Síndrome de Burnout

"Para ser forte precisa do que? Levar um tiro??"


É desafiador falar de um tema tão invisibilizado e chacoteado pela sociedade. Outro dia, alguém comentou na internet que “burnout era doença de playboy, já que um pedreiro jamais teria tal comorbidade”. Eu fiquei pensando em que lugar um playboy teria burnout. Playboys não trabalham! Pedreiros têm burnout. Pedreiros trabalham pra caralho. Talvez não saibam. Talvez não tenham o direito de falar que têm. São silenciados pelo preconceito, pelo estigma social, pelo capitalismo, pela desumanização.... Qualquer pessoa, de qualquer profissão, pode ter burnout.

“A síndrome de Burnout (ou esgotamento profissional) é um transtorno psíquico causado por estresse crônico no ambiente de trabalho, especialmente quando há excesso de demandas, pressão constante e falta de reconhecimento.” (FONTE: MINISTÉRIO DA SAÚDE). A fala de alguém na internet, recheada de escárnio e falta de empatia, revela uma amostra do que sofrem os profissionais com burnout.

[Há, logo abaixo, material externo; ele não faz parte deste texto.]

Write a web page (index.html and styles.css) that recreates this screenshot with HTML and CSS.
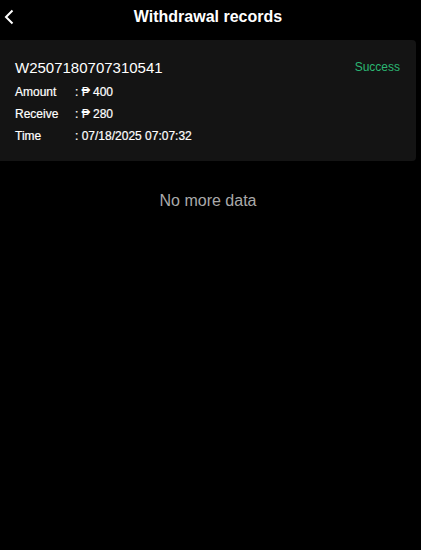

Há três anos, eu tive coragem de assumir minha condição: portadora de burnout. Eu resolvi passar por cima dos olhares julgadores, dos comentários maldosos, da crueldade humana e da chacota para entender que eu precisava parar. Temporariamente, mas eu precisava.

Semana passada, um grupo de alunos, estudantes de psicologia, me entrevistou, pois o tema do trabalho deles era a “Síndrome de Burnout”. Um dos alunos do grupo havia sido meu aluno há alguns anos, e lembrou do meu afastamento por conta da doença. Fiquei feliz em saber que estão estudando sobre isso no meio acadêmico. É importante falar sobre o burnout: uma síndrome que não é considerada doença, mas possui CID (classificação internacional de doenças) (???) e está, faz tempo, destruindo a vida das pessoas. Eu tenho sintomas físicos dessa merda. Tudo isso mexeu comigo, na mulher que eu era o como estou hoje. 

Apesar de tudo que eu faço para burlar esse demônio, eu tive mais um episódio de burnout. Assim, foi necessário recorrer de imediato ao meu psicólogo. Ao me perguntar sobre o que eu sentia eu respondi: “desconfortável, fraca e derrotada.” Observe como a síndrome nos joga contra nós mesmos. Em resposta, meu psicólogo disse: “(...) então trabalhar o tanto que já fez, e aguentar tudo que aguentou (...) é ser fraca? (...) para ser forte precisa do que? Levar um tiro?? (sic)”. As palavras dele vieram de forma certeira para os meus ouvidos. Eu pensei que o tiro pudesse ser, nesse contexto, um infarto, um AVC, um surto, ou a morte. Pode parecer pesado, mas quem tem burnout prefere, às vezes, desaparecer a ter de enfrentar o sistema.

Eu sou professora, e falar sobre burnout não invalida minha vocação à docência, muito menos o meu amor pela sala de aula. Sim, apesar do meu adoecimento, eu tenho coragem de falar que amo a sala de aula. Ser professor no Brasil é mais do que ministrar aulas. Os professores, sobretudo os da rede pública, são constantemente massacrados, de diversas maneiras, dentro e fora da sala de aula. Além de lutar contra um sistema perverso, tóxico e cruel, temos que lidar com o ódio que a sociedade sente por nós.

Os professores estão adoecendo. Estão adoecidos! É urgente falar sobre isso. É preciso escutar o que temos a dizer, ouvir o que sugerimos para mudar o sistema que nos mata diuturnamente. Cada vez menos pessoas querem se tornar professoras, e quem ainda quer, não entendeu o que está acontecendo. Leia de novo. O cenário é horripilante.

A atividade docente não está pior - sempre foi assim, mas ninguém reclamava. O estigma impedia que os professores falassem sobre o adoecimento mental que passavam. Foram normalizando esta barbárie e hoje a coisa está insuportável. Estamos tomando remédios e mais remédios para viver apesar do burnout. Sugiro que meus colegas se cuidem, já que “a salvação é individual”. Ninguém liga para nós! Zelem pelas suas vidas. Na sua ausência, sua vaga será preenchida automaticamente. Em pouco tempo, com o andar da carruagem, e se nada for feito, a educação irá colapsar. E não haverá tarja preta que resolva.